Should we be able to genetically engineer ourselves?


Photo by Courtesy photo

Infographic courtesy of the Materials Research Society at Cambridge University

Written by Atreyu Doll, staff member

For those who don’t know, science has gotten to a point where we can change and switch our DNA. In my biology class, we recently discussed CRISPR, which stands for “Clustered Regularly Interspaced Short Palindromic Repeats, which are the hallmark of a bacterial defense system that forms the basis for CRISPR-Cas9 genome editing technology,” according to the Broad Institute’s website. With CRISPR, a way to alter and fix our DNA, we can change things about us at the DNA level. Using genetic engineering, we can change out the rungs of our DNA.

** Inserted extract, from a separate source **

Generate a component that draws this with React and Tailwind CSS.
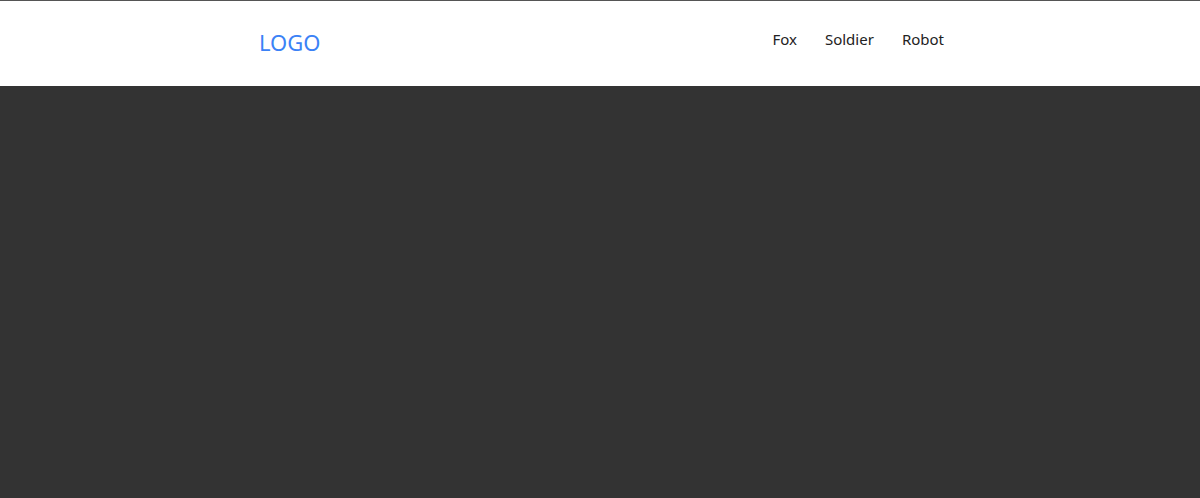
import React from "react";

const links = ["Fox", "Soldier", "Robot"];

const App = () => {
  return (
    <div className="min-h-[498px] flex flex-col bg-[#333333] font-['Noto_Sans',sans-serif]">
      <header className="h-[86px] bg-white border-t border-[#555555]">
        <div className="w-[720px] mx-auto h-full flex items-center justify-between">
          <a className="ml-[19px] text-[22px] text-[#3b82f6] leading-none -mt-[3px]" href="#">
            LOGO
          </a>
          <nav className="flex -mt-[8px] mr-[2px]">
            {links.map((link) => (
              <a
                key={link}
                href="#"
                className="px-[14px] text-[15px] text-[#222222]"
              >
                {link}
              </a>
            ))}
          </nav>
        </div>
      </header>
      <main className="flex-1 bg-[#333333]"></main>
    </div>
  );
};

export default App;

Using this technology, we would be able to change ourselves in ways ranging from eye color to genetic disease. Many people have diseases that have been passed down from generations with no cure, but now we can change that with genetic engineering. We can take out one of the incorrect DNA rungs and replace it with the correct one, taking away your disease, such as diabetes, Alzheimer’s disease, high blood pressure, and many more.

I think genetically engineering ourselves would be okay if we had restrictions on what we could do. If someone wanted to make sure their baby or themself were healthy, they could use genetic engineering to take out any disease that was passed down. 

The restriction of genetic engineering should be any abnormal physical features like stronger muscle or holding their breath for an hour. The only time I think genetic engineering should be used to change the body to abnormal strengths would be for soldiers.

Genetic engineering should be only for serious emergencies like health issues. I think genetic engineering would be good with restrictions.